* **SUPPLIED DATA**:

- - - - -

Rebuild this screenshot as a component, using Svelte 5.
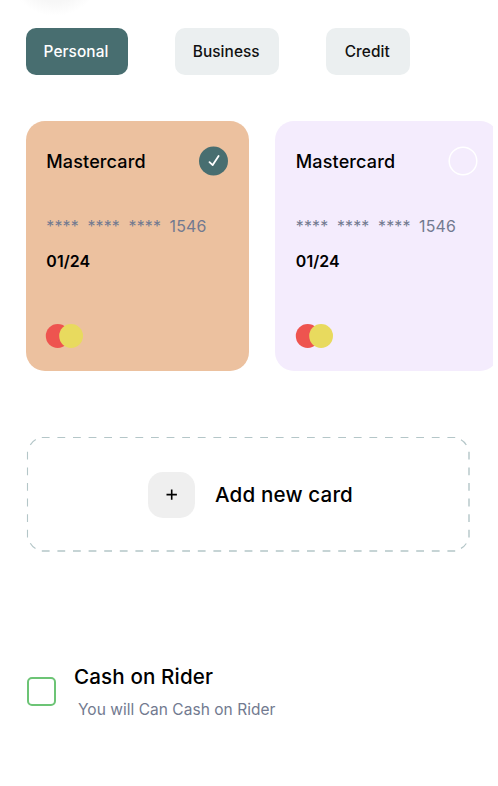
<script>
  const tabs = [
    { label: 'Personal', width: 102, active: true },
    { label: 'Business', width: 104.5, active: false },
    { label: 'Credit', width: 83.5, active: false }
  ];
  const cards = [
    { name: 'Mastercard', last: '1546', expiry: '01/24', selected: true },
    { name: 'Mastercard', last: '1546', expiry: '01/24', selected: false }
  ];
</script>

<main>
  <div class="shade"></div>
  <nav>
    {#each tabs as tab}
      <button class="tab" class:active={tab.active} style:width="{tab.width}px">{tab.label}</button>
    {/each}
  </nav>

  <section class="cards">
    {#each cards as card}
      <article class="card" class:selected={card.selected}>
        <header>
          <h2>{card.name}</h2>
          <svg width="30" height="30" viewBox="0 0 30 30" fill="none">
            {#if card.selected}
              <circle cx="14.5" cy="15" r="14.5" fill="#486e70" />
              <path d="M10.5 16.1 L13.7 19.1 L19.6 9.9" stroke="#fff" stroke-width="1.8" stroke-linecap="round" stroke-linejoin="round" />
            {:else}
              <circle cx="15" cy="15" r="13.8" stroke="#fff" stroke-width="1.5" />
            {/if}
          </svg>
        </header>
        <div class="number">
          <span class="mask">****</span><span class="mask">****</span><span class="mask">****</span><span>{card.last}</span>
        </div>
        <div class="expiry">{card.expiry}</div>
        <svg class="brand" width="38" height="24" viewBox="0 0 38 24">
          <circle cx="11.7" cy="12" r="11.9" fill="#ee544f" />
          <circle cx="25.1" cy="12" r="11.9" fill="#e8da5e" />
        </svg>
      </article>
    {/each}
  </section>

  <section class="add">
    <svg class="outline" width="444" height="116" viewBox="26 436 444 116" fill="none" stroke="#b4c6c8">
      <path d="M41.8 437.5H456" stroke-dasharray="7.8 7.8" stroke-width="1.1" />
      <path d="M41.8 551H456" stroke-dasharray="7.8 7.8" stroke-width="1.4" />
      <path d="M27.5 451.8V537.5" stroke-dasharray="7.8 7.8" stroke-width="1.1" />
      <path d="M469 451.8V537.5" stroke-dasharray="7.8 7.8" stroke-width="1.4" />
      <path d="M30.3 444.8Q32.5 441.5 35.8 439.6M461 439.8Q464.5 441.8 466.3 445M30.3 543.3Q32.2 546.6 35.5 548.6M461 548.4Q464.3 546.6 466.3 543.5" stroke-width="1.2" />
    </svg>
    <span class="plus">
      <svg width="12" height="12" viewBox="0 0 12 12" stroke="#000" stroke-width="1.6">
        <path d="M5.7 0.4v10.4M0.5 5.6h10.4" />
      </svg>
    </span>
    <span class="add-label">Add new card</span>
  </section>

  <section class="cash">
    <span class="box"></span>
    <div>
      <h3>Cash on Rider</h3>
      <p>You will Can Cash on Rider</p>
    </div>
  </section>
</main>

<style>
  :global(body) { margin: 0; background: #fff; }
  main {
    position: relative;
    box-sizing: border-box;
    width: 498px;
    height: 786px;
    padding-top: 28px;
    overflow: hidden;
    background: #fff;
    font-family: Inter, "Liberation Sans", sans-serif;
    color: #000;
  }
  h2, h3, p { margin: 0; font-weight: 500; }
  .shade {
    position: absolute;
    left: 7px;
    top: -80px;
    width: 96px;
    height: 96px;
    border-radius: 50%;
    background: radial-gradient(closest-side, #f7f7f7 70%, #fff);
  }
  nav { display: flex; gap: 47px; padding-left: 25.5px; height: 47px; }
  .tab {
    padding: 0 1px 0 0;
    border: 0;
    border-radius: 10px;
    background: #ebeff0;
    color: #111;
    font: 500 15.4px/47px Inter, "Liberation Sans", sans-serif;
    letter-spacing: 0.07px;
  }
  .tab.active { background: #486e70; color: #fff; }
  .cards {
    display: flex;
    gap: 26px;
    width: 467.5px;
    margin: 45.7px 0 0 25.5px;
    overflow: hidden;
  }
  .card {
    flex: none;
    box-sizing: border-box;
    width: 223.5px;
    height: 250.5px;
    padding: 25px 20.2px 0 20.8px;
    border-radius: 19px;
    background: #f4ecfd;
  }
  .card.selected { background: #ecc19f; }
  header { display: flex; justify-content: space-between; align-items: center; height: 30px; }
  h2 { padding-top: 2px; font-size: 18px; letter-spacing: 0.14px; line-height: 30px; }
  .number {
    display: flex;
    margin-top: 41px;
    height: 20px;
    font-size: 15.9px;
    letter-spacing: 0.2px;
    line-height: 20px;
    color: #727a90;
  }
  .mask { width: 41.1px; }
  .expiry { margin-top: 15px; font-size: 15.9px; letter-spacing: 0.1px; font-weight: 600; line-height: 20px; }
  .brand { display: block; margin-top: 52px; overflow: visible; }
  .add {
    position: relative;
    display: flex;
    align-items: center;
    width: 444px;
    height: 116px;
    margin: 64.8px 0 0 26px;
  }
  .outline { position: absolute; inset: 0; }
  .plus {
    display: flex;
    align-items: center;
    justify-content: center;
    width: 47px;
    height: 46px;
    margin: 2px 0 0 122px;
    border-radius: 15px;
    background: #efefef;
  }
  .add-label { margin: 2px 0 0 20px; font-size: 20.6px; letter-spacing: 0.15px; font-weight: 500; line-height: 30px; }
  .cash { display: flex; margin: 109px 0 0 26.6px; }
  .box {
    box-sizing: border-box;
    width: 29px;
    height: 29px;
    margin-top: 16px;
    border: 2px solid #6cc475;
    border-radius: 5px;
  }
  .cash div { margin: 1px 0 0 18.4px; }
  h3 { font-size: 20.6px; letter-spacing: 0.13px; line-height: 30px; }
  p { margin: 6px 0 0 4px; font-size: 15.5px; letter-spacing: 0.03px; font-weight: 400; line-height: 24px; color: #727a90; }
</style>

- - - - -

* **PROBLEM**: Could you repeat all of the material exactly? Pictures should not be copied.

* **FINISHED TASK**:
Rebuild this screenshot as a component, using Svelte 5.
<script>
  const tabs = [
    { label: 'Personal', width: 102, active: true },
    { label: 'Business', width: 104.5, active: false },
    { label: 'Credit', width: 83.5, active: false }
  ];
  const cards = [
    { name: 'Mastercard', last: '1546', expiry: '01/24', selected: true },
    { name: 'Mastercard', last: '1546', expiry: '01/24', selected: false }
  ];
</script>

<main>
  <div class="shade"></div>
  <nav>
    {#each tabs as tab}
      <button class="tab" class:active={tab.active} style:width="{tab.width}px">{tab.label}</button>
    {/each}
  </nav>

  <section class="cards">
    {#each cards as card}
      <article class="card" class:selected={card.selected}>
        <header>
          <h2>{card.name}</h2>
          <svg width="30" height="30" viewBox="0 0 30 30" fill="none">
            {#if card.selected}
              <circle cx="14.5" cy="15" r="14.5" fill="#486e70" />
              <path d="M10.5 16.1 L13.7 19.1 L19.6 9.9" stroke="#fff" stroke-width="1.8" stroke-linecap="round" stroke-linejoin="round" />
            {:else}
              <circle cx="15" cy="15" r="13.8" stroke="#fff" stroke-width="1.5" />
            {/if}
          </svg>
        </header>
        <div class="number">
          <span class="mask">****</span><span class="mask">****</span><span class="mask">****</span><span>{card.last}</span>
        </div>
        <div class="expiry">{card.expiry}</div>
        <svg class="brand" width="38" height="24" viewBox="0 0 38 24">
          <circle cx="11.7" cy="12" r="11.9" fill="#ee544f" />
          <circle cx="25.1" cy="12" r="11.9" fill="#e8da5e" />
        </svg>
      </article>
    {/each}
  </section>

  <section class="add">
    <svg class="outline" width="444" height="116" viewBox="26 436 444 116" fill="none" stroke="#b4c6c8">
      <path d="M41.8 437.5H456" stroke-dasharray="7.8 7.8" stroke-width="1.1" />
      <path d="M41.8 551H456" stroke-dasharray="7.8 7.8" stroke-width="1.4" />
      <path d="M27.5 451.8V537.5" stroke-dasharray="7.8 7.8" stroke-width="1.1" />
      <path d="M469 451.8V537.5" stroke-dasharray="7.8 7.8" stroke-width="1.4" />
      <path d="M30.3 444.8Q32.5 441.5 35.8 439.6M461 439.8Q464.5 441.8 466.3 445M30.3 543.3Q32.2 546.6 35.5 548.6M461 548.4Q464.3 546.6 466.3 543.5" stroke-width="1.2" />
    </svg>
    <span class="plus">
      <svg width="12" height="12" viewBox="0 0 12 12" stroke="#000" stroke-width="1.6">
        <path d="M5.7 0.4v10.4M0.5 5.6h10.4" />
      </svg>
    </span>
    <span class="add-label">Add new card</span>
  </section>

  <section class="cash">
    <span class="box"></span>
    <div>
      <h3>Cash on Rider</h3>
      <p>You will Can Cash on Rider</p>
    </div>
  </section>
</main>

<style>
  :global(body) { margin: 0; background: #fff; }
  main {
    position: relative;
    box-sizing: border-box;
    width: 498px;
    height: 786px;
    padding-top: 28px;
    overflow: hidden;
    background: #fff;
    font-family: Inter, "Liberation Sans", sans-serif;
    color: #000;
  }
  h2, h3, p { margin: 0; font-weight: 500; }
  .shade {
    position: absolute;
    left: 7px;
    top: -80px;
    width: 96px;
    height: 96px;
    border-radius: 50%;
    background: radial-gradient(closest-side, #f7f7f7 70%, #fff);
  }
  nav { display: flex; gap: 47px; padding-left: 25.5px; height: 47px; }
  .tab {
    padding: 0 1px 0 0;
    border: 0;
    border-radius: 10px;
    background: #ebeff0;
    color: #111;
    font: 500 15.4px/47px Inter, "Liberation Sans", sans-serif;
    letter-spacing: 0.07px;
  }
  .tab.active { background: #486e70; color: #fff; }
  .cards {
    display: flex;
    gap: 26px;
    width: 467.5px;
    margin: 45.7px 0 0 25.5px;
    overflow: hidden;
  }
  .card {
    flex: none;
    box-sizing: border-box;
    width: 223.5px;
    height: 250.5px;
    padding: 25px 20.2px 0 20.8px;
    border-radius: 19px;
    background: #f4ecfd;
  }
  .card.selected { background: #ecc19f; }
  header { display: flex; justify-content: space-between; align-items: center; height: 30px; }
  h2 { padding-top: 2px; font-size: 18px; letter-spacing: 0.14px; line-height: 30px; }
  .number {
    display: flex;
    margin-top: 41px;
    height: 20px;
    font-size: 15.9px;
    letter-spacing: 0.2px;
    line-height: 20px;
    color: #727a90;
  }
  .mask { width: 41.1px; }
  .expiry { margin-top: 15px; font-size: 15.9px; letter-spacing: 0.1px; font-weight: 600; line-height: 20px; }
  .brand { display: block; margin-top: 52px; overflow: visible; }
  .add {
    position: relative;
    display: flex;
    align-items: center;
    width: 444px;
    height: 116px;
    margin: 64.8px 0 0 26px;
  }
  .outline { position: absolute; inset: 0; }
  .plus {
    display: flex;
    align-items: center;
    justify-content: center;
    width: 47px;
    height: 46px;
    margin: 2px 0 0 122px;
    border-radius: 15px;
    background: #efefef;
  }
  .add-label { margin: 2px 0 0 20px; font-size: 20.6px; letter-spacing: 0.15px; font-weight: 500; line-height: 30px; }
  .cash { display: flex; margin: 109px 0 0 26.6px; }
  .box {
    box-sizing: border-box;
    width: 29px;
    height: 29px;
    margin-top: 16px;
    border: 2px solid #6cc475;
    border-radius: 5px;
  }
  .cash div { margin: 1px 0 0 18.4px; }
  h3 { font-size: 20.6px; letter-spacing: 0.13px; line-height: 30px; }
  p { margin: 6px 0 0 4px; font-size: 15.5px; letter-spacing: 0.03px; font-weight: 400; line-height: 24px; color: #727a90; }
</style>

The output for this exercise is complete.